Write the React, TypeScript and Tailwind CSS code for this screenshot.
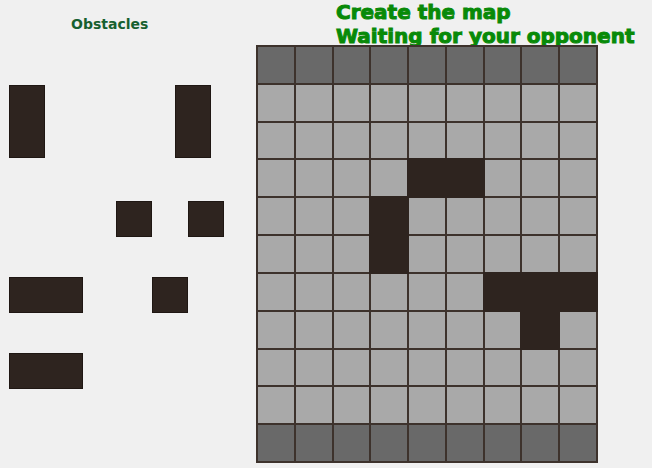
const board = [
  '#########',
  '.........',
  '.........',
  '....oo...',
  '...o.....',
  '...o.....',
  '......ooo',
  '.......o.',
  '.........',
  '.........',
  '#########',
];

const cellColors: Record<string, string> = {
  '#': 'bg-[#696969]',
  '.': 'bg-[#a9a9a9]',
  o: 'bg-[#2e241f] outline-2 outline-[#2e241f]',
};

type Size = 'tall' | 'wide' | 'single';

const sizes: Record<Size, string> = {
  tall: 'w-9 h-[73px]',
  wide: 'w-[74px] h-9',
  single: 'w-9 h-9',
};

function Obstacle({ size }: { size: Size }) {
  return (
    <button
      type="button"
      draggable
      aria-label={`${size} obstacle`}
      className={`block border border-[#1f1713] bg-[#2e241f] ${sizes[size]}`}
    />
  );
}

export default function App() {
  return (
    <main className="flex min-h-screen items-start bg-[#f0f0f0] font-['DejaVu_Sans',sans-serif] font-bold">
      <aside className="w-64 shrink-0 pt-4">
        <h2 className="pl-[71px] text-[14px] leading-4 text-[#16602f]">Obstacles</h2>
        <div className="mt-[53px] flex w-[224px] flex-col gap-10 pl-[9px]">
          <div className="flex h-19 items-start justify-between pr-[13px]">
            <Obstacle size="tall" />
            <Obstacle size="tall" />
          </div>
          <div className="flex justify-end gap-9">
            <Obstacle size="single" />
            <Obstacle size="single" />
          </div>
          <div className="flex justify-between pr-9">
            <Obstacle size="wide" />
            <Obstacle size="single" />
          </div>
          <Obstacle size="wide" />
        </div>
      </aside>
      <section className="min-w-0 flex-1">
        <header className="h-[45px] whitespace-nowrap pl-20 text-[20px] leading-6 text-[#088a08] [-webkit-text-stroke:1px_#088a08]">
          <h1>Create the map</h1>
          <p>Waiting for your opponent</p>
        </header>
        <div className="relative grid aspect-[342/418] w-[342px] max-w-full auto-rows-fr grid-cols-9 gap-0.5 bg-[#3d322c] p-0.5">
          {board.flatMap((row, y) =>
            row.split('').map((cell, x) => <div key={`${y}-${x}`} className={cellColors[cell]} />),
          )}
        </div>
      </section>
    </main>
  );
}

...

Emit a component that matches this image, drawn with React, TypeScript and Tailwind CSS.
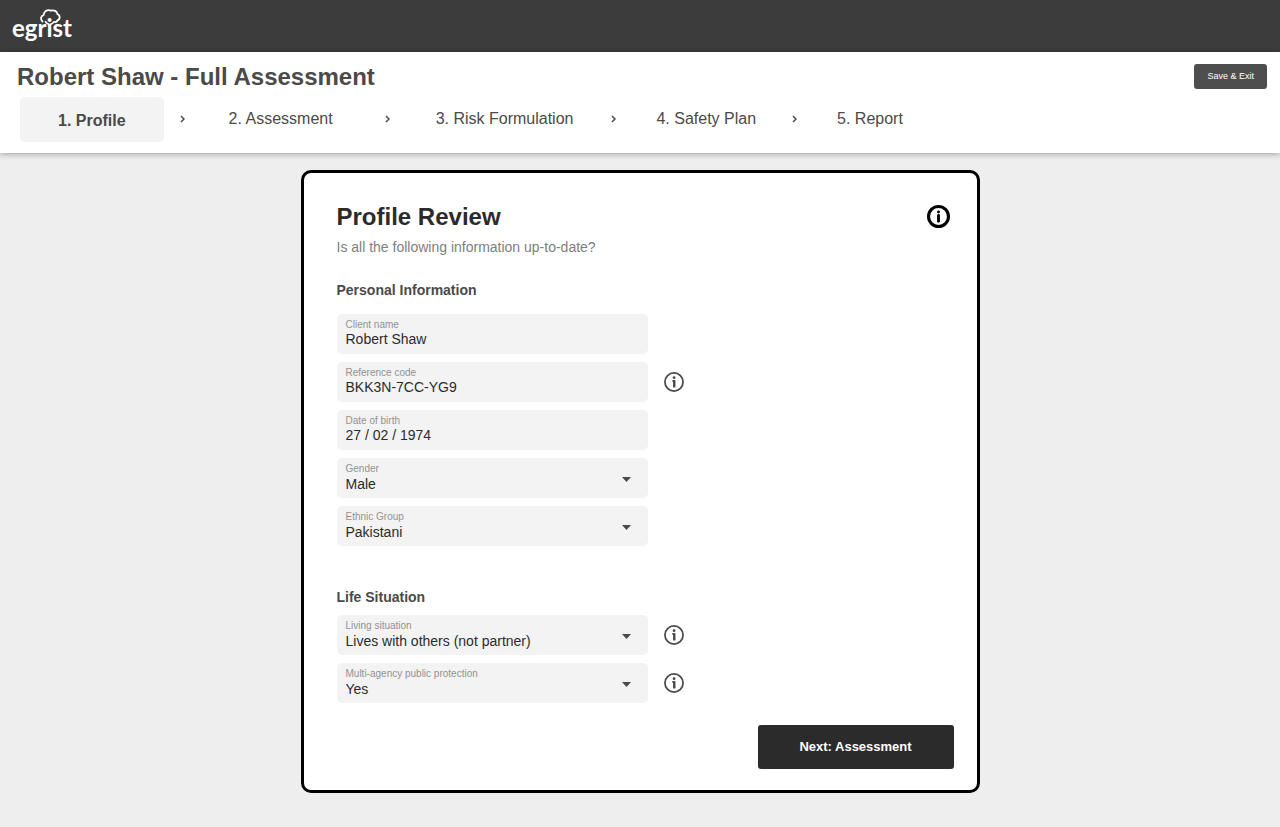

| Exercise brief |
Which lines hold the string "TypeScript"? List them all.

| Finished exercise |
Write the React, TypeScript and Tailwind CSS code for this screenshot.
Emit a component that matches this image, drawn with React, TypeScript and Tailwind CSS.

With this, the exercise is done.